Special compositions of Ba_0.7Sr_0.3·(1-y)TiO₃·yNb₂O₅ were designed for preparing the BSTN system by the traditional ceramic method. The composite ceramics in which the two phases of the perovskite (BST) and the tungsten bronze (SBN) coexist were successfully prepared by this composition controlled in the excessiveness of some components. XRD and LCR were used to measure the structure and dielectric constants of the composite ceramics. It is found that, in the perovskite (BST) structured system of BSTN ceramics, the second phase SBN starts to appear when the excessive content of Nb₂O₅ is up to about 6mol%. Similarly, in the tungsten bronze (SBN) structured system, the second phase of BST can also begin to form while the excessive content of (BaO+SrO) is up to about 11mol%. 

 

However, both the perovskite and the tungsten bronze phases formed in a system exhibit the different minorities of Nb₂O₅ and TiO₂ solved respectively with changing the excessiveness. Especially in the case of the two phases being equivalent to each other in BSTN composite ceramics, Nb₂O₅ is hardly to be solved into the perovskite phase due to shortage of Nb₂O₅ and excessiveness of TiO₂ in composition.
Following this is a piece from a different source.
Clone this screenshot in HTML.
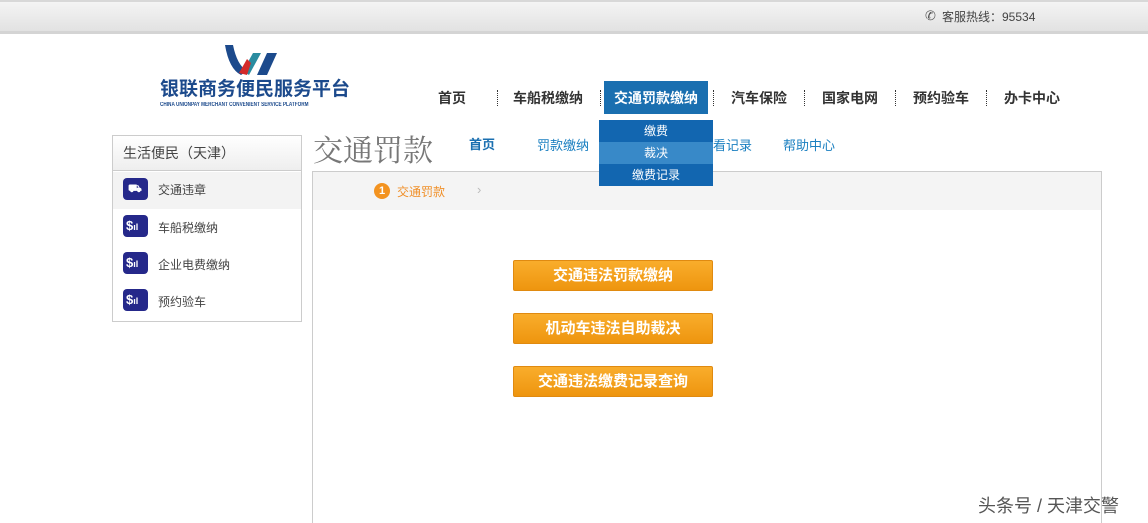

However, a few of TiO₂ is easily to be solved in the tungsten bronze phase due to excessiveness of TiO₂.There is a dual characteristic shown by the perovskite phase and the tungsten bronze phase in temperature dependence curve of dielectric constant in the BSTN. The Curie temperature of the tungsten bronze phase decreases with the increase in solubility of TiO₂ in the phase structure. Conversely, the Curie temperature increases with increasing perovskite phase due to the primary effect of the tungsten bronze phase being restricted by a lot of perovskite. The lowest transition temperature between ferroelectric and paraelectric phases in the BSTN is at about 200℃ and it is 90℃ lower than that of the SBN without TiO₂ solved in the present work.